* BEGIN *

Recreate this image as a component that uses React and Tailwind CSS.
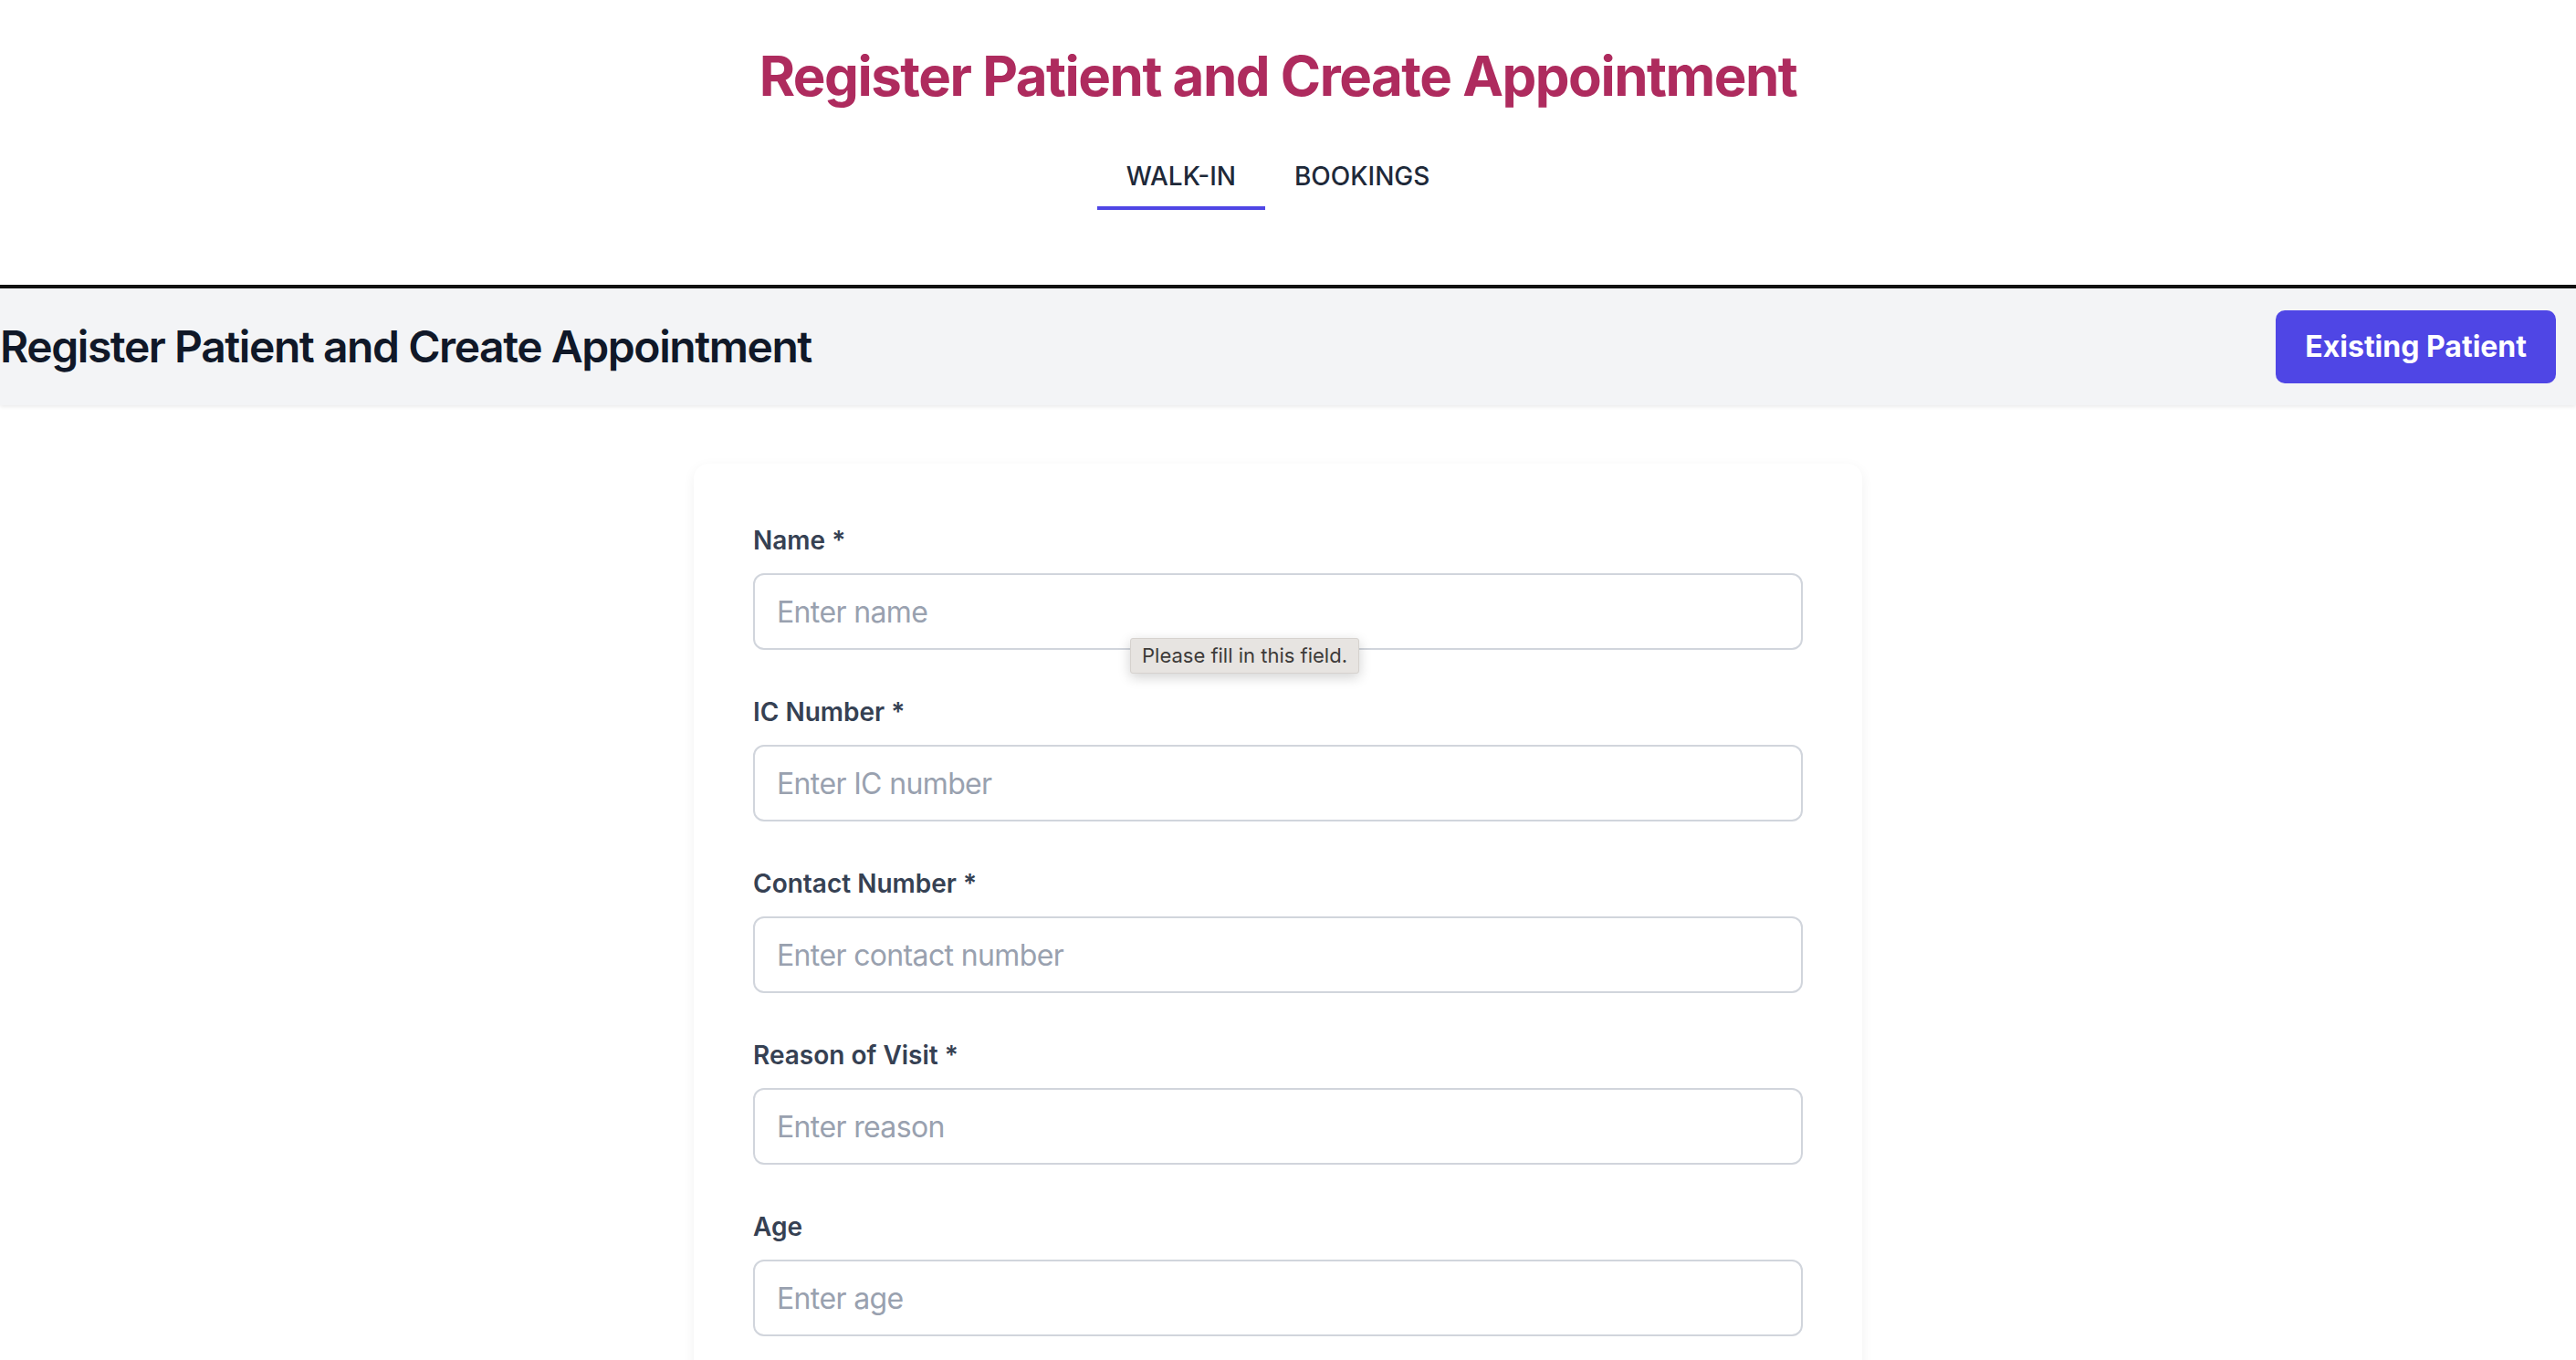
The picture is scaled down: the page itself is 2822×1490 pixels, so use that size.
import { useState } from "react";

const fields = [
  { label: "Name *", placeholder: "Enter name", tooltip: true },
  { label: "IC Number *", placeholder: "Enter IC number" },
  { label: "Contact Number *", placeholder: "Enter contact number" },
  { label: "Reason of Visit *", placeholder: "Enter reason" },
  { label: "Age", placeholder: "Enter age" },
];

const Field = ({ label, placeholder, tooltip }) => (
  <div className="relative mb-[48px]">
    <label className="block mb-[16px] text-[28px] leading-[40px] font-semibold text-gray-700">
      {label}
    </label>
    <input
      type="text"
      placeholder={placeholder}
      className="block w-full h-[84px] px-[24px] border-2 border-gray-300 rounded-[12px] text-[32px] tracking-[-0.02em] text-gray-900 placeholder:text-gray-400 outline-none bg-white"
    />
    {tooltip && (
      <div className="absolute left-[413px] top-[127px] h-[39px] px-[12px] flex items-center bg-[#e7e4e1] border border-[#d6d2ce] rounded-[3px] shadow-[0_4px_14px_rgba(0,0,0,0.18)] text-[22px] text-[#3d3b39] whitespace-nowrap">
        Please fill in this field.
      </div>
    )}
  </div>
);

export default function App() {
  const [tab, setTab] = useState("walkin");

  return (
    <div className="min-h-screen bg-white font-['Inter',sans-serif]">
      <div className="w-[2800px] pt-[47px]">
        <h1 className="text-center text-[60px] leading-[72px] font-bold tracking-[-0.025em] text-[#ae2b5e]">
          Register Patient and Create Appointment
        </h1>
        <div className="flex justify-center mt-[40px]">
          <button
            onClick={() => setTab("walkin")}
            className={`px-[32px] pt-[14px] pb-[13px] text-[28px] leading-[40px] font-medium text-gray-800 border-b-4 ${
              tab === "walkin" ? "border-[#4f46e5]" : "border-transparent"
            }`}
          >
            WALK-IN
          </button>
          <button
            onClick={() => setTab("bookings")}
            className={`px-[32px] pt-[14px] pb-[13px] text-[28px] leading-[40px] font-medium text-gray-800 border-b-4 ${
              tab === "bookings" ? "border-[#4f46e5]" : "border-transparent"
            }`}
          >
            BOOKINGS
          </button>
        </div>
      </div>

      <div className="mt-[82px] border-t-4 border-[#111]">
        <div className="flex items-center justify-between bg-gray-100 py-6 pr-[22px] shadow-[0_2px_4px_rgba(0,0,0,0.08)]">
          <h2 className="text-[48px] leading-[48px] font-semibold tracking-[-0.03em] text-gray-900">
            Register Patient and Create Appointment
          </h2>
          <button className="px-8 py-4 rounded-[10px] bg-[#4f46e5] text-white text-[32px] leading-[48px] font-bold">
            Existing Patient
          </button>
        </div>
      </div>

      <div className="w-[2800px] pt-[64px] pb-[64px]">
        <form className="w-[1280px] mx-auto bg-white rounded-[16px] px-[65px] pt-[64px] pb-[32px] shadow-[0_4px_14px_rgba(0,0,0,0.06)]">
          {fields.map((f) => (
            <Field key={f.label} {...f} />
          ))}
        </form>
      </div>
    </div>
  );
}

* END *

PROBLEM - In the data above, how many lines contain the string "that"? Answer with the number only.

SOLUTION - 2